Ghostbird by Carol Lovekin
Having made that disclosure you are probably now puzzled why my #15BooksofSummer reading list includes a title using one of my dreaded words. Sounds contradictory doesn’t it, especially when you hear that Ghostbird in fact makes multiple references to the supernatural world?
Ghostbird draws on folklore, for example, particularly the fables found in the collection of medieval Welsh folk tales known as The Mabinogion. Lovekin’s novel also has one female character who is believed to have magical powers and another who is the spirit of a dead child.
Not my cup of tea by any stretch of the imagination.
And yet despite all of this I did enjoy reading this book.
Magical powers
Ghostbird is a tale set in rural Wales. This is where 14-year-old Cadi Hopkins lives with her mother Violet, a woman who has experienced tragedy in her life. Her eldest daughter drowned in a nearby lake while still a young child and her husband was killed soon after in a road accident. She has withdrawn emotionally from the world, including her surviving daughter.
In the neighbouring cottage lives her aunt (Violet’s sister in law), Lili Hopkins, a woman who according to the locals has magical powers just like all the Hopkins women down through the generations. Lili acts as a surrogate mother to Cadi but feels torn between her love for the girl and a promise she made to Violet many years earlier.
Women with secrets
All three women have secrets. Secrets that Cadi is determined to unravel because her life is full of gaps and mysteries. Her mother never speaks of the past. There are no photographs of her father in the cottage. Her sister died before she was born so of course Cadi never got to know her. But she doesn’t even know whether her sister’s real name was Dora or Blodeuwedd, a character in The Mabinogion who was turned into an owl.

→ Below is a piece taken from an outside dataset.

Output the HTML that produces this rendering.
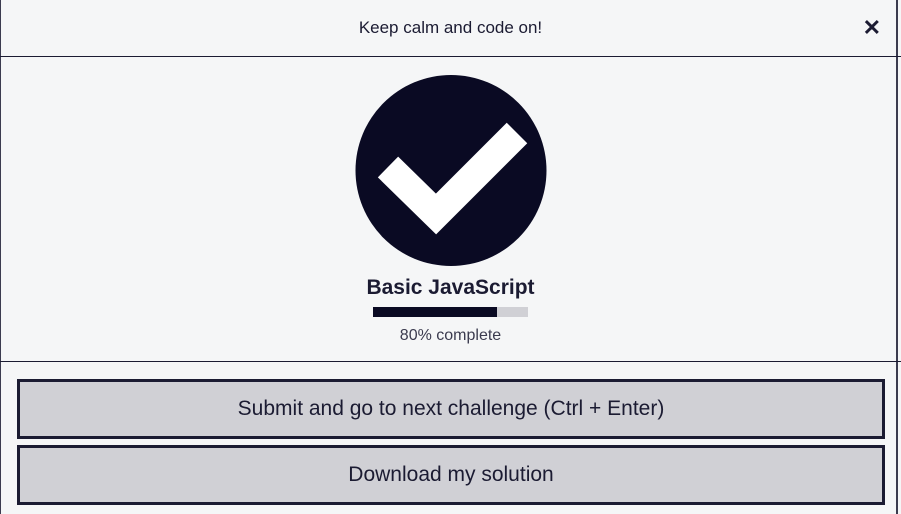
<!DOCTYPE html><html><head><style>
body{margin:0;width:901px;height:514px;overflow:hidden;background:#f5f6f7;font-family:"Liberation Sans",sans-serif;color:#1b1b32;position:relative}
.frame{position:absolute;left:0;top:0;width:898px;height:514px;border-left:1px solid #3b3b4f;border-right:2px solid #3b3b4f;box-sizing:border-box}
.hdr{position:absolute;top:0;left:0;width:901px;height:56px;border-bottom:1px solid #1b1b32;text-align:center;line-height:56px;font-size:17px}
.x{position:absolute;right:20px;top:0;font-size:22px;font-weight:bold}
.hr2{position:absolute;top:361px;left:0;width:901px;height:1px;background:#1b1b32}
.t{position:absolute;top:276px;width:901px;text-align:center;font-size:21px;font-weight:bold}
.bar{position:absolute;left:373px;top:307px;width:155px;height:10px;background:#d0d0d5}
.bar div{width:124px;height:10px;background:#0a0a23}
.p{position:absolute;top:327px;width:901px;text-align:center;font-size:16px;color:#3b3b4f}
.b{position:absolute;left:17px;width:868px;height:60px;box-sizing:border-box;border:3px solid #1b1b32;background:#d0d0d5;text-align:center;line-height:54px;font-size:21px}
</style></head><body>
<div class="frame"></div>
<div class="hdr">Keep calm and code on!<span class="x">✕</span></div>
<svg style="position:absolute;left:355px;top:75px" width="192" height="192"><circle cx="96" cy="95.5" r="95.5" fill="#0a0a23"/><path d="M33 92 L81 139 L162 58" stroke="#fff" stroke-width="29" fill="none" stroke-linejoin="miter" stroke-linecap="butt"/></svg>
<div class="t">Basic JavaScript</div>
<div class="bar"><div></div></div>
<div class="p">80% complete</div>
<div class="hr2"></div>
<div class="b" style="top:379px">Submit and go to next challenge (Ctrl + Enter)</div>
<div class="b" style="top:445px">Download my solution</div>
</body></html>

Cadi’s quest for knowledge coincides with the beginning of visitations from her dead sister. The girl is undergoing a metamorphosis into a bird, making her presence known through dead leaves and bird feathers. As her transformation progresses she draws Cadi closer to her and further away from Violet and Lili.
Initially I wasn’t keen on the scenes where we encounter Blodeuwedd’s presence. But by the end of the novel, it became evident they were integral to the novel, acting as a catalyst for the progress Cadi makes towards enlightenment and the start of a new relationship with her mother.
Close relationship with nature
The real gem in the novel is how Carol Lovekin represents the women’s relationship with nature. Whether it’s the lake that magnetically draws Cadi to its edges in defiance of her mother’s command or the magical garden lovingly created over decades by the Hopkins women, there is a strong sense of place in this novel.
Unless you knew what you were looking for it wouldn’t be obvious you were in a witch woman’s garden. … In the lea of the wall, pots of herbs stood on a flat slab of oak: sage and coltsfoot, peppermint and lemon balm. … A mass of clematis, jasmine and honeysuckle tumbled over the walls. In the orders, flower upon flower, marigolds and lavender, cornflowers as blue as heaven.
Oh for a garden like that…..I’d even put up with a few strange rustlings in the trees or unexpected deposits of feathers in my bedroom.
Introducing Carol Lovekin
Ghostbird was her debut novel, published by Honno in 2016. It was a Guardian Readers’ Choice in 2016 and longlisted for the Not the Booker Prize (run by The Guardian) in 2016. She is now working on her fourth book.
Why I read Ghostbird
A number of independent presses in Wales had the inspired idea to open a pop up shop in Cardiff in December 2016. Of course I had to visit and of course I had to buy. Ghostbird was recommended by the team from Honno and it had a beautiful cover. It’s been sitting on my shelves since then although I did read Carol’s second novel Snow Sisters in 2017 (see my review here).
When I put together my list of books for #20booksofsummer I knew I wanted to start with a novel from Wales. What a perfect opportunity to read Ghostbird.